Evelyn seems delighted the monarchy is back, but the inevitable housecleaning is distasteful, so he stays in Deptford and distances himself emotionally from events to the point he didn’t note the executions until much later.

Pepys actions puzzle me: He went to 3 executions; they were all postponed, but he didn't care enough to go again. He mentions some people but not others.

And some of these men were executed for being unrepentant more than being guilty of regicide. Other people got off while, to my mind, guilty of far more treasonous activities (e.g. Oliver St.John). It was an imperfect exercise; Charles II hunts more regicides for years: I wonder what he would have done if he had caught them.

Third Reading

MartinVT  •  Link

"[My Lord, the 1st Earl of Sandwich] had lately lost a great deal of money at cards, which he fears he do too much addict himself to now-a-days."

This addiction apparently runs in the family for generations to come, and was the reason that My Lord's great-grandson, the 4th Earl, would invent the sandwich.

San Diego Sarah  •  Link

"[My Lord, the 1st Earl of Sandwich] had lately lost a great deal of money at cards, which he fears he do too much addict himself to now-a-days."

The Royalists had been playing cards, drinking and gambling for the last 20 years in France.
I'm sure no serious Puritan -- or someone who wanted to be seen as a serious Puritan even if he had reservations -- would have been caught dead gambling in the last 20 years.

Sandwich should have known he was out of his depth with these exoerienced card sharks. But I suspect he wanted to be "one of the boys" and "a good sport" and went along to get along.
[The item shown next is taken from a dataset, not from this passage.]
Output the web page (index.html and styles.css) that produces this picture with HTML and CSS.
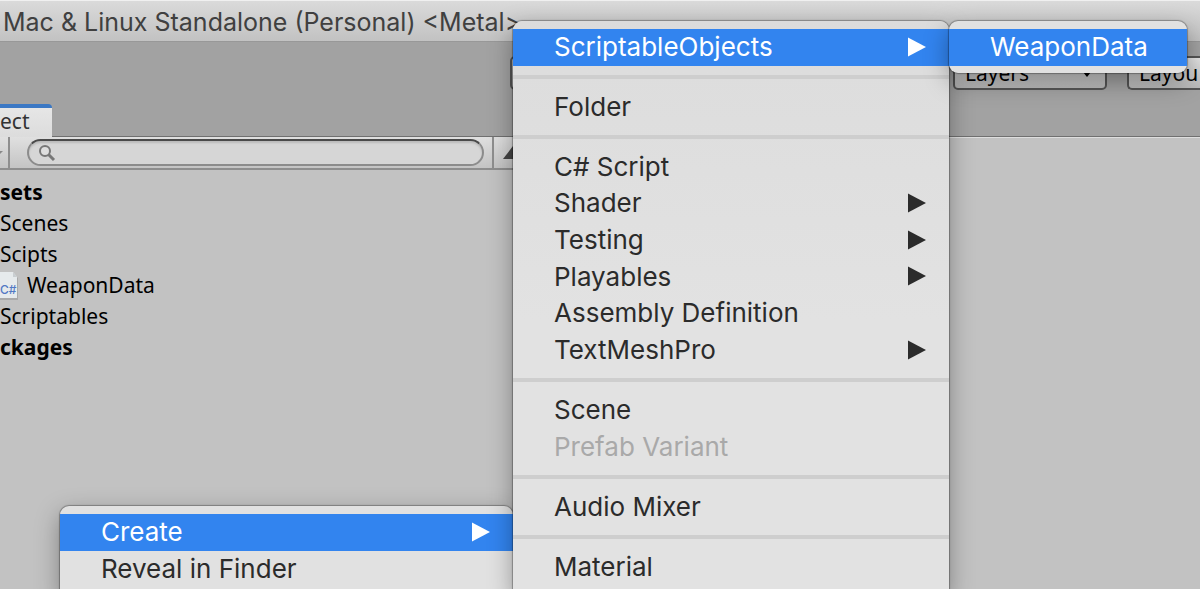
FILE: index.html
```html
<!DOCTYPE html>
<html lang="en">
<head>
    <meta charset="UTF-8">
    <meta name="viewport" content="width=device-width, initial-scale=1.0">
    <title>Project</title>
    <link rel="stylesheet" href="styles.css">
</head>
<body>
    <svg class="defs" aria-hidden="true">
        <symbol id="arrow" viewBox="0 0 18 20">
            <path d="M0 0.5 L18 10 L0 19.5 Z" fill="currentColor"/>
        </symbol>
    </svg>

    <header class="title-bar">Mac &amp; Linux Standalone (Personal) &lt;Metal&gt;</header>

    <div class="toolbar">
        <button type="button" class="tool-btn tool-wide" aria-label="Account"></button>
        <div class="drop">
            <select class="tool-btn" aria-label="Layers"><option>Layers</option></select>
            <svg class="drop-arrow" viewBox="0 0 8 5"><path d="M0 0 H8 L4 5 Z"/></svg>
        </div>
        <div class="drop">
            <select class="tool-btn tool-edge" aria-label="Layout"><option>Layou</option></select>
        </div>
    </div>

    <main class="workspace">
        <section class="project">
            <div class="tabs">
                <button type="button" class="tab">ect</button>
            </div>
            <div class="search-row">
                <button type="button" class="create-btn" aria-label="Create">
                    <svg viewBox="0 0 3 4"><path d="M0 0 H3 L0 3 Z" fill="#888"/></svg>
                </button>
                <label class="search">
                    <svg viewBox="0 0 18 18">
                        <circle cx="7" cy="7" r="5" fill="#dedede" stroke="#777" stroke-width="2"/>
                        <path d="M10.500 10.500 L16 16" stroke="#777" stroke-width="3"/>
                    </svg>
                    <input type="text" aria-label="Search">
                </label>
                <button type="button" class="filter-btn" aria-label="Filter">
                    <svg viewBox="0 0 20 14"><path d="M0 13 L10 0 L20 13 Z" fill="#444"/></svg>
                </button>
            </div>
            <ul class="tree">
                <li class="root">sets</li>
                <li>Scenes</li>
                <li>Scipts</li>
                <li class="file">
                    <svg viewBox="0 0 18 28">
                        <path d="M0 1 H13 L18 6 V28 H0 Z" fill="#a9a9a9"/>
                        <path d="M0 0 H13 L17 5 V26 H0 Z" fill="#e6eaec"/>
                        <path d="M13 0 V5 H17 Z" fill="#c9ced1"/>
                        <text x="0" y="22">C#</text>
                    </svg>
                    WeaponData
                </li>
                <li>Scriptables</li>
                <li class="root">ckages</li>
            </ul>
        </section>
        <section class="inspector"></section>
    </main>

    <!-- Context menu -->
    <div class="menu menu-context">
        <button type="button" class="item active">Create <svg><use href="#arrow"/></svg></button>
        <button type="button" class="item">Reveal in Finder</button>
    </div>

    <!-- Create submenu -->
    <div class="menu menu-create">
        <button type="button" class="item active">ScriptableObjects <svg><use href="#arrow"/></svg></button>
        <hr>
        <button type="button" class="item">Folder</button>
        <hr>
        <div class="group">
            <button type="button" class="item">C# Script</button>
            <button type="button" class="item">Shader <svg><use href="#arrow"/></svg></button>
            <button type="button" class="item">Testing <svg><use href="#arrow"/></svg></button>
            <button type="button" class="item">Playables <svg><use href="#arrow"/></svg></button>
            <button type="button" class="item">Assembly Definition</button>
            <button type="button" class="item">TextMeshPro <svg><use href="#arrow"/></svg></button>
        </div>
        <hr>
        <button type="button" class="item">Scene</button>
        <button type="button" class="item" disabled>Prefab Variant</button>
        <hr>
        <button type="button" class="item">Audio Mixer</button>
        <hr>
        <button type="button" class="item">Material</button>
    </div>

    <!-- ScriptableObjects submenu -->
    <div class="menu menu-objects">
        <button type="button" class="item active">WeaponData</button>
    </div>
</body>
</html>
```
FILE: styles.css
```css
* {
  box-sizing: border-box;
}

body {
  margin: 0;
  height: 100vh;
  overflow: hidden;
  position: relative;
  display: flex;
  flex-direction: column;
  background: #a2a2a2;
  color: #000;
  font-family: "Noto Sans", sans-serif;
  font-size: 21px;
}

button,
select,
input {
  font: inherit;
  color: inherit;
  margin: 0;
  padding: 0;
  border: none;
  background: none;
}

.defs {
  display: none;
}

/* Title bar */
.title-bar {
  height: 42px;
  flex: none;
  padding-left: 3px;
  line-height: 43px;
  font-family: Inter, sans-serif;
  font-size: 25px;
  color: #404040;
  white-space: nowrap;
  background: linear-gradient(#dadada, #c2c2c2);
  border-top: 1px solid #f0f0f0;
  border-bottom: 1px solid #989898;
}

/* Toolbar */
.toolbar {
  flex: none;
  display: flex;
  gap: 20px;
  height: 62px;
  padding: 14px 0 0 510px;
}

.tool-btn {
  width: 154px;
  height: 34px;
  padding-left: 10px;
  border: 2px solid #555;
  border-radius: 5px;
  background: linear-gradient(#e4e4e4, #b8b8b8);
  appearance: none;
}

.tool-wide {
  flex: 1;
}

.tool-edge {
  width: 73px;
  border-right: none;
  border-radius: 5px 0 0 5px;
}

.drop {
  position: relative;
}

.drop-arrow {
  position: absolute;
  right: 16px;
  top: 16px;
  width: 8px;
  height: 5px;
}

/* Project panel */
.workspace {
  flex: 1;
  display: flex;
  align-items: stretch;
}

.project {
  display: flex;
  flex-direction: column;
  width: 45%;
}

.inspector {
  flex: 1;
  margin-top: 32px;
  background: #c2c2c2;
  border-top: 1px solid #707070;
  box-shadow: inset 0 1px #dedede;
}

.tabs {
  height: 32px;
}

.tab {
  position: relative;
  width: 52px;
  height: 33px;
  padding-bottom: 2px;
  text-align: left;
  line-height: 25px;
  border-top: 4px solid #3b78c4;
  border-radius: 0 4px 0 0;
  background: linear-gradient(#e6e6e6, #dcdcdc);
  color: #333;
}

.search-row {
  display: flex;
  height: 34px;
  border-top: 1px solid #707070;
  border-bottom: 2px solid #8e8e8e;
  background: linear-gradient(#e0e0e0, #c4c4c4);
}

.create-btn {
  width: 10px;
  margin-right: 17px;
  text-align: left;
  border-right: 2px solid #8e8e8e;
}

.create-btn svg {
  display: block;
  width: 3px;
  height: 4px;
}

.search {
  flex: 1;
  display: flex;
  align-items: center;
  margin: 2px 8px 2px 0;
  padding-left: 9px;
  border: 2px solid #8c8c8c;
  border-top-color: #4a4a4a;
  border-radius: 14px;
  background: #d6d6d6;
  box-shadow: inset 0 2px 2px #bbb;
}

.search svg {
  width: 18px;
  height: 18px;
}

.search input {
  flex: 1;
  min-width: 0;
  outline: none;
}

.filter-btn {
  width: 48px;
  padding-left: 9px;
  text-align: left;
  border-left: 2px solid #8e8e8e;
}

.filter-btn svg {
  display: block;
  width: 20px;
  height: 14px;
}

/* Tree */
.tree {
  flex: 1;
  margin: 0;
  padding: 7px 0 0;
  list-style: none;
  line-height: 31px;
  background: #c2c2c2;
}

.tree .root {
  font-weight: bold;
}

.tree .file {
  display: flex;
  align-items: center;
  gap: 9px;
}

.tree svg {
  width: 18px;
  height: 28px;
}

.tree text {
  font-family: Inter, sans-serif;
  font-size: 12px;
  font-weight: 500;
  fill: #5279c4;
}

/* Menus */
.menu {
  position: absolute;
  padding: 8px 0 7px;
  border-radius: 9px;
  background: #e1e1e1;
  box-shadow: 0 0 1px 1px rgba(0, 0, 0, 0.3), 0 8px 24px rgba(0, 0, 0, 0.35);
  color: #2b2b2b;
  font-family: Inter, sans-serif;
  font-size: 26px;
}

.menu-context {
  top: 506px;
  left: 60px;
  width: 453px;
  border-radius: 9px 9px 0 0;
}

.menu-create {
  top: 21px;
  left: 513px;
  width: 436px;
  border-radius: 9px 9px 0 0;
  background: linear-gradient(#dcdcdc, #e2e2e2 300px);
}

.menu-objects {
  top: 21px;
  left: 949px;
  width: 238px;
}

.item {
  display: flex;
  align-items: center;
  justify-content: space-between;
  width: 100%;
  height: 37px;
  padding: 0 23px 2px 41px;
  text-align: left;
  white-space: nowrap;
}

.item svg {
  width: 18px;
  height: 20px;
}

.item.active {
  background: #3284ef;
  color: #fff;
}

.item:disabled {
  color: #a9a9a9;
}

.group {
  display: grid;
  grid-auto-rows: 1fr;
  height: 220px;
}

.group .item {
  height: auto;
}

.menu hr {
  height: 4px;
  margin: 9px 0 10px;
  border: none;
  background: #cecece;
}
```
Perhaps Lady Jemima has come to town to try and get him to stop?

LKvM  •  Link

"Ask how to live? Write, write, write, anything; The world's a fine believing world, write news."
This quote is especially relevant in the United States in these days of propagandistic news media.

William Crosby  •  Link

I am fascinated by Sandwich's use of the word addict[ed] in reference to his gambling at cards. OED indicates that its first usage is traceable to the 15th century--but, such a modern and important word but I would not have thought it dated this far back.